Que la autoridad política sea siempre necesaria no legitima
el poder absoluto ni la tiranía. “La autoridad política debe garantizar la vida
ordenada y recta de la comunidad, sin suplantar la libre actividad de los
personas y de los grupos, sino disciplinándola y orientándola hacia la
realización del bien común, respetando y tutelando la independencia de los sujetos
individuales y sociales. La autoridad política es el instrumento de
coordinación y de dirección mediante el cual los particulares y los cuerpos
intermedios se deben orientar hacia un orden cuyas relaciones, instituciones y
procedimientos estén al servicio del crecimiento humano integral”. (PONTIFICIO
CONSEJO JUSTICIA Y PAZ. Compendio de la doctrina social de la
iglesia. N. 394).
Hay unas exigencias jurídicas y morales para el ejercicio de
la autoridad política, «en efecto, así
en la comunidad en cuanto tal como en las instituciones representativas, debe
realizarse siempre dentro de los límites del orden moral para procurar el bien
común, concebido dinámicamente, según el orden jurídico legítimamente
establecido o por establecer. Es entonces cuando los ciudadanos están obligados
en conciencia a obedecer » (CONCILIO VATICANO II, Const. past. Gaudium et spes, 74). Y si no se
respetan esas exigencias no hay ninguna obligación en conciencia de obedecer.

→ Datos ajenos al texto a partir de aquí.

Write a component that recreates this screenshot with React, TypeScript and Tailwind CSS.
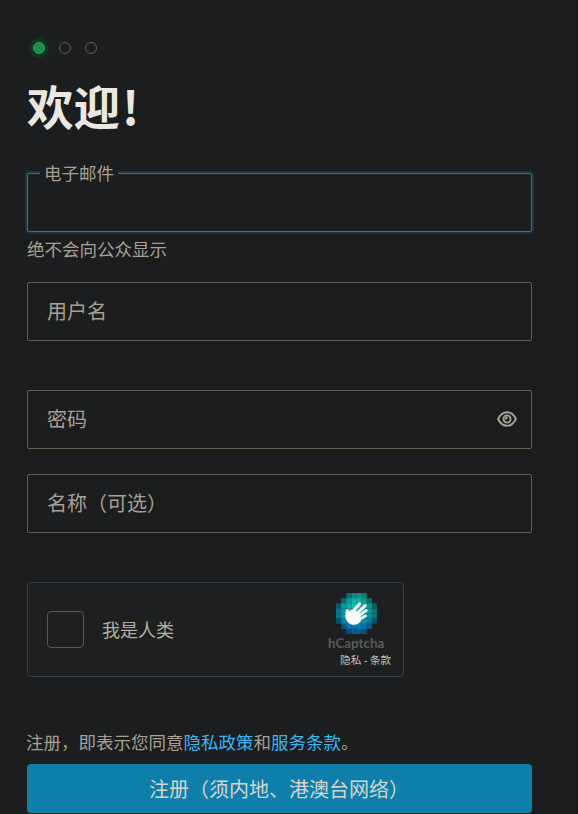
import type { ReactNode } from "react";

const mosaic = [
  { y: 0, from: 2, colors: ["#0a6f72", "#0b8a82", "#0b9084", "#0a7a74"] },
  { y: 1, from: 1, colors: ["#086a70", "#0a9a94", "#0fb5a4", "#10b8a4", "#0a9a8c", "#086f6c"] },
  { y: 2, from: 0, colors: ["#085a66", "#0898a0", "#0cb0ac", "#10bfae", "#10bfae", "#0cb0a0", "#089488", "#085c60"] },
  { y: 3, from: 0, colors: ["#077484", "#0898a8", "#0aacb0", "#0cb4b0", "#0cb4b0", "#0aaca8", "#089898", "#087474"] },
  { y: 4, from: 0, colors: ["#07748c", "#0892b0", "#08a0b4", "#08a8b4", "#08a8b4", "#08a0b0", "#0890a0", "#077480"] },
  { y: 5, from: 0, colors: ["#06506c", "#0780ac", "#078cb4", "#0892b4", "#0892b4", "#088cb0", "#087c9c", "#06505f"] },
  { y: 6, from: 1, colors: ["#065880", "#0674ac", "#077cb0", "#077cb0", "#0774a8", "#065c80"] },
  { y: 7, from: 2, colors: ["#065080", "#065c98", "#065c98", "#065080"] },
];

function CaptchaLogo() {
  return (
    <svg width="41" height="41" viewBox="0 0 41 41" aria-hidden="true">
      {mosaic.map((row) =>
        row.colors.map((color, i) => (
          <rect
            key={`${row.y}-${i}`}
            x={(row.from + i) * 5.125}
            y={row.y * 5.125}
            width="5.2"
            height="5.2"
            fill={color}
          />
        ))
      )}
      <g stroke="#fff" strokeLinecap="round" fill="none">
        <path d="M16 19.500 23.700 10.800" strokeWidth="3" />
        <path d="M19 22 29.300 12.600" strokeWidth="3" />
        <path d="M20.500 24.500 30.200 17.600" strokeWidth="2.900" />
        <path d="M21 27.500 29.700 22.900" strokeWidth="2.700" />
        <path d="M12.500 22.500 11.300 17.600" strokeWidth="3" />
      </g>
      <path
        d="M9.800 17.500c-.8 3.500-.7 6.300.1 8.500 1.500 4.300 5.500 6.300 9 5.700 3.300-.6 5-2.400 6.300-4.300L23.500 20l-4.500-3-4-.3-2.300 2.300z"
        fill="#fff"
      />
    </svg>
  );
}

function EyeIcon() {
  return (
    <svg className="-mt-px" width="20" height="18" viewBox="0 0 20 18" fill="none" stroke="#a8a095" aria-hidden="true">
      <path
        d="M1.100 9C3.200 4.600 6.300 2.200 10 2.200S16.800 4.600 18.900 9c-2.100 4.400-5.200 6.800-8.900 6.800S3.200 13.400 1.100 9z"
        strokeWidth="1.900"
      />
      <circle cx="10" cy="9" r="3.600" strokeWidth="1.900" />
      <path d="M7.800 8.800A2.200 2.200 0 0 0 10 6.600" strokeWidth="1.900" />
    </svg>
  );
}

function Field({ label, children }: { label: string; children?: ReactNode }) {
  return (
    <div className="flex h-[59px] items-center justify-between rounded-[2px] border border-[#676053] pr-[14px] pl-[19px] text-[20px] text-[#a8a095]">
      <span className="-mt-[2px]">{label}</span>
      {children}
    </div>
  );
}

export default function App() {
  return (
    <main className="h-[814px] overflow-hidden border-r border-[#111213] bg-[#1b1d1e] pr-[45px] pl-[27px] font-['Noto_Sans_CJK_SC',sans-serif] text-[#a8a095]">
      <div className="flex h-[54px] items-end gap-[14px] pl-[6px]">
        <span className="size-3 rounded-full border border-[#24a453] bg-[#1f8a46] shadow-[0_0_0_4px_#0e351d]" />
        <span className="size-3 rounded-full border border-[#676053]" />
        <span className="size-3 rounded-full border border-[#676053]" />
      </div>

      <h1 className="mt-[22px] h-[58px] text-[46.500px] leading-[58px] font-bold text-[#ece8e1]">
        欢迎<span className="ml-[2px]">!</span>
      </h1>

      <div className="relative mt-[39px] h-[59px] rounded-[2px] border border-[#0f82af] shadow-[0_0_0_2px_#173541]">
        <span className="absolute -top-[14px] left-[12px] bg-[#1b1d1e] pr-[4px] pl-[4px] text-[17.500px] leading-[26px]">
          电子邮件
        </span>
      </div>
      <p className="mt-[4px] h-[26px] text-[17.500px] leading-[26px]">绝不会向公众显示</p>

      <div className="mt-[20px]">
        <Field label="用户名" />
      </div>
      <div className="mt-[49px]">
        <Field label="密码">
          <EyeIcon />
        </Field>
      </div>
      <div className="mt-[25px]">
        <Field label="名称（可选）" />
      </div>

      <section className="mt-[49px] flex h-[95px] w-[377px] items-center rounded-[4px] border border-[#3b3e40] bg-[#1d1f20] pl-[19px]">
        <span className="size-[37px] rounded-[4px] border border-[#55585a]" />
        <span className="-mt-px ml-[18px] text-[18px] text-[#b5ae9f]">我是人类</span>
        <div className="mr-[11px] ml-auto flex h-full w-[64px] flex-col pt-[10px]">
          <div className="h-[41px] pl-[8px]">
            <CaptchaLogo />
          </div>
          <span className="h-[18px] font-['Lato',sans-serif] text-[13.400px] leading-[19px] font-bold text-[#5a5a5a]">
            hCaptcha
          </span>
          <span className="pl-[12px] text-[10.700px] leading-[15px] whitespace-nowrap text-[#c8c2b6]">
            隐私 - 条款
          </span>
        </div>
      </section>

      <p className="-ml-px mt-[52px] h-[26px] text-[17.500px] leading-[26px] whitespace-nowrap">
        注册，即表示您同意<a className="text-[#38b8f2]">隐私政策</a>和<a className="text-[#38b8f2]">服务条款</a>。
      </p>
      <button className="mt-[9px] block h-[49px] w-full rounded-[4px] bg-[#0e7fab] pt-px pr-px text-[20px] text-[#d8d4cc]">
        注册（须内地、港澳台网络）
      </button>
    </main>
  );
}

El pueblo tiene la facultad
soberana de elegir a sus gobernantes y de fiscalizar su gestión y “conserva
la facultad de ejercitarla en el control de las acciones de los gobernantes y
también en su sustitución, en caso de que no cumplan satisfactoriamente sus
funciones. Si bien esto es un derecho válido en todo Estado y en cualquier
régimen político, el sistema de la democracia, gracias a sus procedimientos de
control, permite y garantiza su mejor actuación” (PONTIFICIO CONSEJO JUSTICIA Y
PAZ. Compendio de la doctrina social de la iglesia. N. 395).
Son imperativos de justicia, no de mera popularidad. “El
solo consenso popular, sin embargo, no es suficiente para considerar justas las
modalidades del ejercicio de la autoridad política” (Cf. S. JUAN PABLO II,
Carta enc. Centesimus Annus, 46; S.
JUAN XXIII, Carta enc. Pacem in terris, 271).